++++ DATA SEGMENT ++++

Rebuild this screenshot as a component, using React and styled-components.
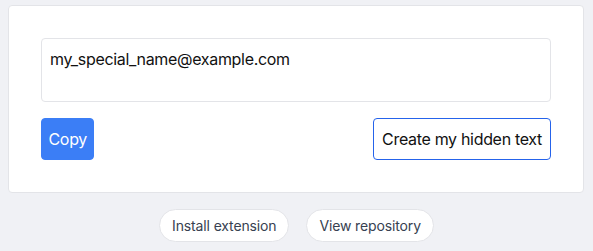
import React from "react";
import styled, { createGlobalStyle } from "styled-components";

const Global = createGlobalStyle`
  html, body { margin: 0; padding: 0; }
  body {
    background: #f0f1f5;
    font-family: Inter, "Noto Sans", "Liberation Sans", sans-serif;
    letter-spacing: -0.02em;
    -webkit-font-smoothing: antialiased;
  }
  * { box-sizing: border-box; }
`;

const Page = styled.div`
  padding: 5px 9px 0 8px;
  display: flex;
  flex-direction: column;
  gap: 16px;
`;

const Card = styled.div`
  background: #ffffff;
  border: 1px solid #e3e4e8;
  border-radius: 4px;
  padding: 32px;
  display: flex;
  flex-direction: column;
  gap: 16px;
`;

const TextArea = styled.textarea`
  display: block;
  width: 100%;
  height: 64px;
  resize: none;
  border: 1px solid #e3e4e8;
  border-radius: 4px;
  padding: 8px 8px;
  font: inherit;
  font-size: 16px;
  line-height: 24px;
  letter-spacing: -0.02em;
  color: #111111;
  outline: none;
`;

const Row = styled.div`
  display: flex;
  justify-content: space-between;
  align-items: center;
`;

const Button = styled.button`
  height: 42px;
  padding: 0 ${(p) => (p.$primary ? "6.5px" : "8px")};
  border-radius: 4px;
  font: inherit;
  font-size: 16px;
  letter-spacing: -0.02em;
  cursor: pointer;
  border: 1px solid ${(p) => (p.$primary ? "#3b7ef6" : "#2563eb")};
  background: ${(p) => (p.$primary ? "#3b7ef6" : "#ffffff")};
  color: ${(p) => (p.$primary ? "#ffffff" : "#111111")};
`;

const Footer = styled.div`
  display: flex;
  justify-content: center;
  gap: 17px;
  padding-left: 1px;
`;

const Pill = styled.a`
  display: inline-flex;
  align-items: center;
  height: 33px;
  padding: 0 12px;
  border-radius: 999px;
  background: #ffffff;
  border: 1px solid #e3e4e8;
  color: #374151;
  font-size: 14px;
  letter-spacing: -0.01em;
  text-decoration: none;
`;

export default function App() {
  return (
    <>
      <Global />
      <Page>
        <Card>
          <TextArea defaultValue="my_special_name@example.com" />
          <Row>
            <Button $primary>Copy</Button>
            <Button>Create my hidden text</Button>
          </Row>
        </Card>
        <Footer>
          <Pill href="#">Install extension</Pill>
          <Pill href="#">View repository</Pill>
        </Footer>
      </Page>
    </>
  );
}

++++

▶ **DIRECTIONS FOR THIS TASK**: Make a copy of each line that contains the string "React".

▶ **RESPONSE TO THIS EXERCISE**:
Rebuild this screenshot as a component, using React and styled-components.
import React from "react";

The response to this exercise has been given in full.